Ragionamenti come il precedente non sono per fortuna molto frequenti, ma li abbiamo sentiti da quando il tema del referendum britannico tiene banco. Anche per questo motivo, a meno di due settimane dal voto che ieri tanto ha spaventato i listini azionari del Continente, vale la pena di ricordare quanto hanno sostenuto gli analisti di S&P Global Ratings, che con il loro Brexit Sensitivity Index hanno in parte sovvertito le classifiche del rischio e di sicuro messo da parte molti preconcetti. 
Certo, l’indicatore elaborato dall’agenzia di rating non ha preso in considerazione il fattore politico, né l’annosa questione del debito che ancora attanaglia alcuni Stati come il nostro. Ha però misurato la sensibilità alla Brexit (che ricordiamolo, è ancora un’eventualità, non una certezza) a 20 Paesi considerando parametri strettamente economici e finanziari come le esportazioni di beni e servizi verso il Regno Unito, i flussi migratori bidirezionali, le controversie con le controparti britanniche nel settore finanziario e gli investimenti diretti stranieri nella Gran Bretagna: analizzando cioè le possibili ricadute sull’economia reale, che poi è ciò che realmente conta. 

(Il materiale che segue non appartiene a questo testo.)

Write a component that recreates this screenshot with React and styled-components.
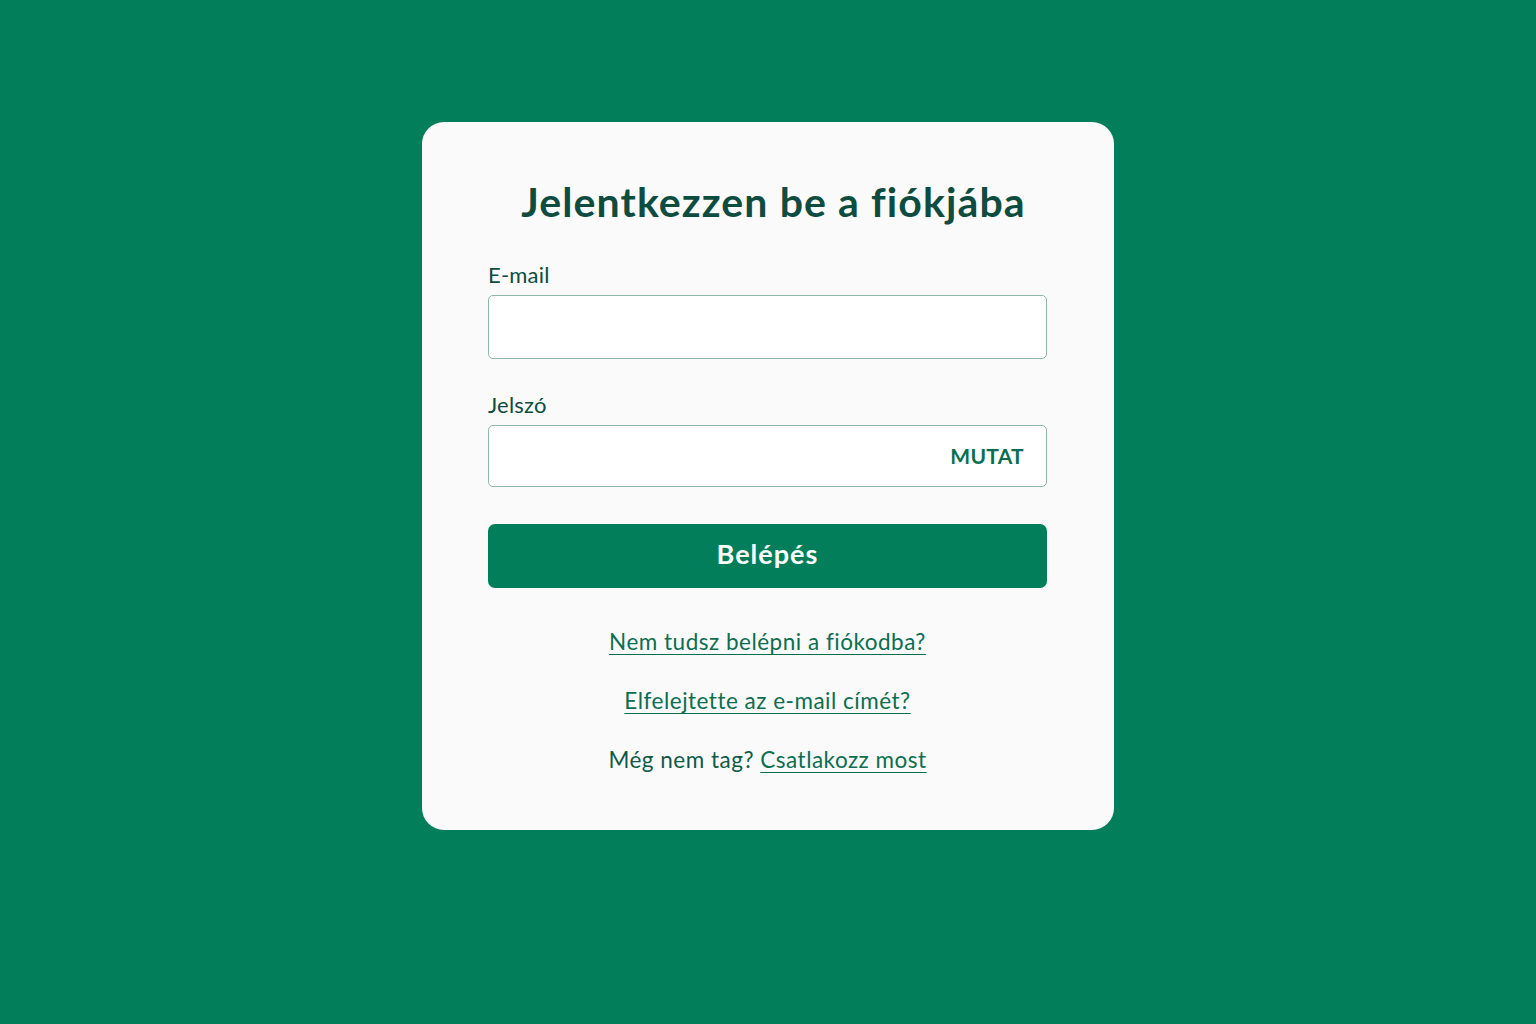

Il fatto che la Repubblica d’Irlanda si trovi in testa a questa speciale classifica non è certo una sorpresa: non fosse altro perché è l’unico Paese che materialmente confina con il Regno Unito condividendo una frontiera lunga 499 chilometri. Logico quindi che lo scambio migratorio sia significativo (la percentuale degli irlandesi residenti in Gran Bretagna e viceversa raggiunge il 17,2%) e anche che l’interscambio di export e di investimenti rende Dublino di gran lunga la più vulnerabile in caso di vittoria dei «sì» al referendum del 23 giugno con un fattore 3,5 (su 4) rispetto alla mediana di 0,8 registrata nelle aree considerate. 
Il bello però arriva scorrendo la graduatoria di S&P verso il basso. Troviamo infatti prima tre Paesi come Malta, Lussemburgo e Cipro accomunati, oltre ché dall’estensione geografica ridotta, anche dall’essere piccoli (o grandi nel caso del Lussemburgo) centri di servizi finanziari con connessioni storiche con la Gran Bretagna. Il fattore finanza condiziona anche la Svizzera, appena ai piedi del podio, i cui legami con una piazza regina nel mondo come Londra sono difficili da ignorare. Anche perché potrebbe mancare l’usuale protezione del franco, il cui ruolo di «valuta rifugio» appare piuttosto sbiadito negli ultimi tempi. 
Belgio e Olanda sono invece i Paesi continentali relativamente più esposti alla Brexit con un grado di rischio doppio rispetto alla media per via di un legame molto accentuato con il Regno Unito in termini di export di beni e servizi e di investimenti. Con la loro solidità presunta precedono però il primo dei Paesi periferici, cioè la Spagna, che alla Gran Bretagna è esposta in modo rilevante in termini di flussi finanziari (si pensi ai grandi gruppi bancari iberici che hanno inevitabilmente succursali nella City) e di investimenti. 
Per trovare l’Italia occorre invece scivolare fino in fondo alla classifica in una posizione, la penultima, (soltanto l’Austria ci segue) che per una volta può essere un vanto e non un’onta. Più a rischio di noi, nella graduatoria di S&P, sono per esempio Francia, Svezia e addirittura Germania, proprio perché i nostri legami con il Regno Unito in termini economici e finanziari non sono poi così vincolanti. 
Questo non significa certo che la vittoria dei «sì» nel referendum popolare del prossimo 23 giugno non possa avere un effetto destabilizzante nel breve termine sui mercati, ma se ragionando in un’ottica più di ampio raggio i BTpe gli altri asset targati Italia si possono ritenere in una posizione tutto sommato tranquillizzante non lo si deve evidentemente soltanto allo scudo di Draghi.